--- start of Dataset ---

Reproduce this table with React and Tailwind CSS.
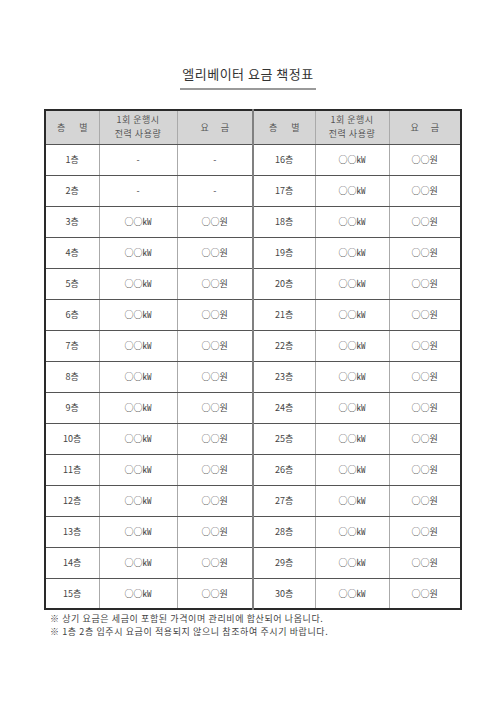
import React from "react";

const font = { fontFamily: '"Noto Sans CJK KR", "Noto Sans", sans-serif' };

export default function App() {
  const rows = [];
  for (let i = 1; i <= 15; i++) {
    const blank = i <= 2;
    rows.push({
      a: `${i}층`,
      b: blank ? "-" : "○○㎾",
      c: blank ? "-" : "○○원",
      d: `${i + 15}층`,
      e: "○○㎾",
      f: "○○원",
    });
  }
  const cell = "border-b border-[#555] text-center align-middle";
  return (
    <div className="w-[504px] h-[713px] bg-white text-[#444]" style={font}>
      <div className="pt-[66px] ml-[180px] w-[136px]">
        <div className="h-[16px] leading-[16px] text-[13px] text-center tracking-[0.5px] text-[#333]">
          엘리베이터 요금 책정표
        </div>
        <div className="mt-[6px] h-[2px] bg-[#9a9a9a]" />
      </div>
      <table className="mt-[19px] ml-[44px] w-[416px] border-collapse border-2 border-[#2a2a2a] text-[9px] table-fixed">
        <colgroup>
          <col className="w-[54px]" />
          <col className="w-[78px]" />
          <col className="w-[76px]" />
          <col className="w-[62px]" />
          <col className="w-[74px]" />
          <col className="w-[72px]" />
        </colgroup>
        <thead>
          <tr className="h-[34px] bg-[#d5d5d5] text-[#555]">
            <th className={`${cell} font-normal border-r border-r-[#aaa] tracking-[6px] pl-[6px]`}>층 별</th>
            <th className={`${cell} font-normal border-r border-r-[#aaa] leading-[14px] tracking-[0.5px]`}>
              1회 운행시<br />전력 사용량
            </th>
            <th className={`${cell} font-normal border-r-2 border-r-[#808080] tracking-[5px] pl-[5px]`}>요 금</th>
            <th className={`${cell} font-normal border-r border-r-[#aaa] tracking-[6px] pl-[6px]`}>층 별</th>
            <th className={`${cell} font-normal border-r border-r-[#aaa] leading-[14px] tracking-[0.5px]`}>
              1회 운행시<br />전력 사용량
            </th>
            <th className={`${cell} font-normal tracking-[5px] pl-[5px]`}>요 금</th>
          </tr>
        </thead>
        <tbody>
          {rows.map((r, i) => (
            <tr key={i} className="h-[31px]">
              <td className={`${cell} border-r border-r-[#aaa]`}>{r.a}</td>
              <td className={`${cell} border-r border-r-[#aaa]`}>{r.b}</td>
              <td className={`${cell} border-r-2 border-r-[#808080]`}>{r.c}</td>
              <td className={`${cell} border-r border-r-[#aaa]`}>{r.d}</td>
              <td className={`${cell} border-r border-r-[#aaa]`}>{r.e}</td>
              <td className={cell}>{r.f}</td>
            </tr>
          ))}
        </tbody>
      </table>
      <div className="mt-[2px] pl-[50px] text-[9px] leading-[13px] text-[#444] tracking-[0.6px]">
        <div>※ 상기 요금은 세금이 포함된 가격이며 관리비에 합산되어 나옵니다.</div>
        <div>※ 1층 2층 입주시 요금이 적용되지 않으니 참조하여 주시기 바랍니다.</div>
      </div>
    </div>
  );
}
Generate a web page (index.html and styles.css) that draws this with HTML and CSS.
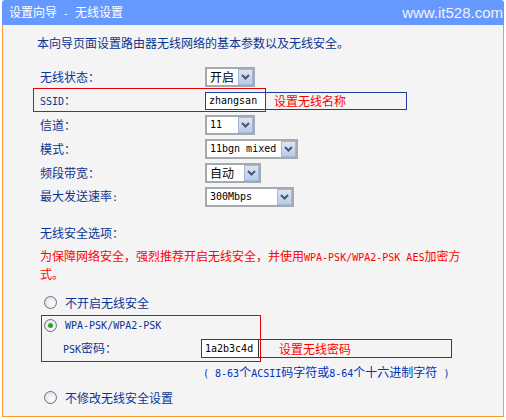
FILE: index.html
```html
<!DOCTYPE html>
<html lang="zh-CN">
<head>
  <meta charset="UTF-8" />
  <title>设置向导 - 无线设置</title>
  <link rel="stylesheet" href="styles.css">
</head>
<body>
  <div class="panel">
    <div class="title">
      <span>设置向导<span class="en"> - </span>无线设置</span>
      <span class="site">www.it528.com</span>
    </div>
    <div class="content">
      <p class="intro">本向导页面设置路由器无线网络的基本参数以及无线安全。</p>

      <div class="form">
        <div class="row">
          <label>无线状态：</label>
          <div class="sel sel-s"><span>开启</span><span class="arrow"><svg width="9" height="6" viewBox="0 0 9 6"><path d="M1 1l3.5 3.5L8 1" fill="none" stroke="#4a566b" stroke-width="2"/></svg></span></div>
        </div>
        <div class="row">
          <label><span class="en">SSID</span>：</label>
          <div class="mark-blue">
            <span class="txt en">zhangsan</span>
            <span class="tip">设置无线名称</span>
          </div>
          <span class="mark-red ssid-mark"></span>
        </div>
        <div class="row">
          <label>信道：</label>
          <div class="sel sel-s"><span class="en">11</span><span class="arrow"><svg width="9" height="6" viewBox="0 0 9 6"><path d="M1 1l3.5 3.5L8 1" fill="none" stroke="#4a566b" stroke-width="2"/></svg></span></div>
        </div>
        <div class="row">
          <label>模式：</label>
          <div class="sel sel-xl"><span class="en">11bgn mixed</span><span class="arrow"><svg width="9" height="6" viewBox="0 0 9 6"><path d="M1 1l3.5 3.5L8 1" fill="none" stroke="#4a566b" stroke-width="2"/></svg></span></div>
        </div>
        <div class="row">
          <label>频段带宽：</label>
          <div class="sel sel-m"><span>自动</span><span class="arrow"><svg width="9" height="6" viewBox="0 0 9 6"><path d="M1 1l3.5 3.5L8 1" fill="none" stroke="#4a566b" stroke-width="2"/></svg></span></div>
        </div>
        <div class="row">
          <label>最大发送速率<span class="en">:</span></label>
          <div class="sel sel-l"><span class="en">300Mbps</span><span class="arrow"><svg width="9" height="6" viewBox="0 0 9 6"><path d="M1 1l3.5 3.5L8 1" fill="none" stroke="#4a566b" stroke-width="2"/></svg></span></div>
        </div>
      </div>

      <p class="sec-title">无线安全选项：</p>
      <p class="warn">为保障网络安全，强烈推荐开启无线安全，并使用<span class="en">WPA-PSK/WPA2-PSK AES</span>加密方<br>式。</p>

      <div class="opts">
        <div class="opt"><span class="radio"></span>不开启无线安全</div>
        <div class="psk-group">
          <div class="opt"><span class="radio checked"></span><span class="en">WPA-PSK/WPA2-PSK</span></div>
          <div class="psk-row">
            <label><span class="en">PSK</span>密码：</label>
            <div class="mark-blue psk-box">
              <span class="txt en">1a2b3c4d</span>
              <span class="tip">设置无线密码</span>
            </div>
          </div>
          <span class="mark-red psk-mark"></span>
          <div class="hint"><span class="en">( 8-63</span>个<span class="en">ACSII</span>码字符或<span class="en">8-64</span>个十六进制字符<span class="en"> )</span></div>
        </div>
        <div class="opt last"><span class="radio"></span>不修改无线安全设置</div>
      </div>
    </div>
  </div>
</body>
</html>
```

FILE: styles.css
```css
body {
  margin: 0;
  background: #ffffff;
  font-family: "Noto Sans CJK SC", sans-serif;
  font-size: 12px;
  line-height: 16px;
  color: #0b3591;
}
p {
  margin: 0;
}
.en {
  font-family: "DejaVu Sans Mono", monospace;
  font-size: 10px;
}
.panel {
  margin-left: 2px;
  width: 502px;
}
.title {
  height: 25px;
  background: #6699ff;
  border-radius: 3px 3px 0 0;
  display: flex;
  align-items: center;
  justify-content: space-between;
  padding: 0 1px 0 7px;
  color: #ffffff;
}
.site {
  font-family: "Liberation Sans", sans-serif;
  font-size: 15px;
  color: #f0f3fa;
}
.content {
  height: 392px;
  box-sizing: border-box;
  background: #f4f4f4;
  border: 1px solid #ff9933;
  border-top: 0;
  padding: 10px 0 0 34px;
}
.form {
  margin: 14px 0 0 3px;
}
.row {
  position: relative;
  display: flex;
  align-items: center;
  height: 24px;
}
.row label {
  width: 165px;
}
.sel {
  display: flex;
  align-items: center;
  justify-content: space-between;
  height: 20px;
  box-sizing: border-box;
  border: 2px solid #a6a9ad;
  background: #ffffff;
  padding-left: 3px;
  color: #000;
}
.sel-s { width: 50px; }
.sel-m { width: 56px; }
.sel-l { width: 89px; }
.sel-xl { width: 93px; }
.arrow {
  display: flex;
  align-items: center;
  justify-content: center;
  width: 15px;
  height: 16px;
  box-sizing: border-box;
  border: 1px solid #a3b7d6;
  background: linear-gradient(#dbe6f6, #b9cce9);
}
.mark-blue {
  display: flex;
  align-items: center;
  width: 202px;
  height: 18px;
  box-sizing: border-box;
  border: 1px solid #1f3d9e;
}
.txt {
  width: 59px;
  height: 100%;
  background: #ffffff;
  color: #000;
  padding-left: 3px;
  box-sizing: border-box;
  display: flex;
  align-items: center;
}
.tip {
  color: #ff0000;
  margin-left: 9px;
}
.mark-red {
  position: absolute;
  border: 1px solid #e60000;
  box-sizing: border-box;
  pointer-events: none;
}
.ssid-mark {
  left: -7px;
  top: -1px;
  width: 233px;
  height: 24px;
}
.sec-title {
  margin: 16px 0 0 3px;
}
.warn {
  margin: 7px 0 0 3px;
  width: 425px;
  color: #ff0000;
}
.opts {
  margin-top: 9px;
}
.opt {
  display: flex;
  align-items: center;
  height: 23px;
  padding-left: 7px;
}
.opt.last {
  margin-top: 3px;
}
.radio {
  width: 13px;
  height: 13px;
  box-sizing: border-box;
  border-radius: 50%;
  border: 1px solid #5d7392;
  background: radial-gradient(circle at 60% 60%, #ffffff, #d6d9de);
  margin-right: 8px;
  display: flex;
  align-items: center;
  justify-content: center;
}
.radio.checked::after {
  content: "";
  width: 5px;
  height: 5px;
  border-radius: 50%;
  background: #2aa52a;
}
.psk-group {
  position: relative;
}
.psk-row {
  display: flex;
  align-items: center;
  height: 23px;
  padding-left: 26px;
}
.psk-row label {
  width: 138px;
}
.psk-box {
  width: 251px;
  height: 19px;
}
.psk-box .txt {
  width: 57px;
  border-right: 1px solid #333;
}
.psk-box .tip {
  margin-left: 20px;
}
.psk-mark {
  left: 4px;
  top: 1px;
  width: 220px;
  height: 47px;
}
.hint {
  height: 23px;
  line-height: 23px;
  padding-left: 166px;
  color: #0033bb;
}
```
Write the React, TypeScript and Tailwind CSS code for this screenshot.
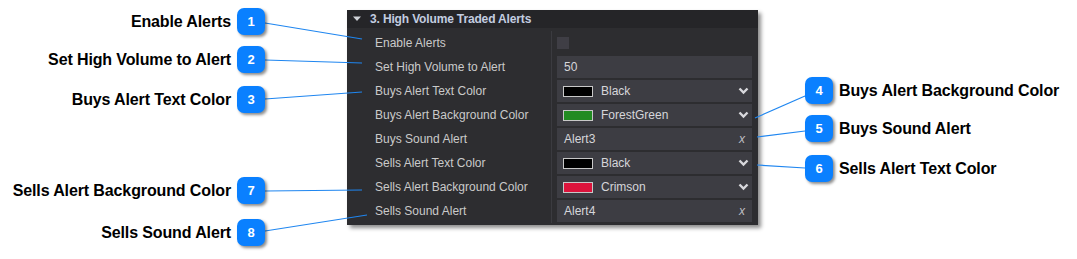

--- end of Dataset ---

*Your task:* List all lines holding the string "Tailwind".

*Task result:*
Reproduce this table with React and Tailwind CSS.
Write the React, TypeScript and Tailwind CSS code for this screenshot.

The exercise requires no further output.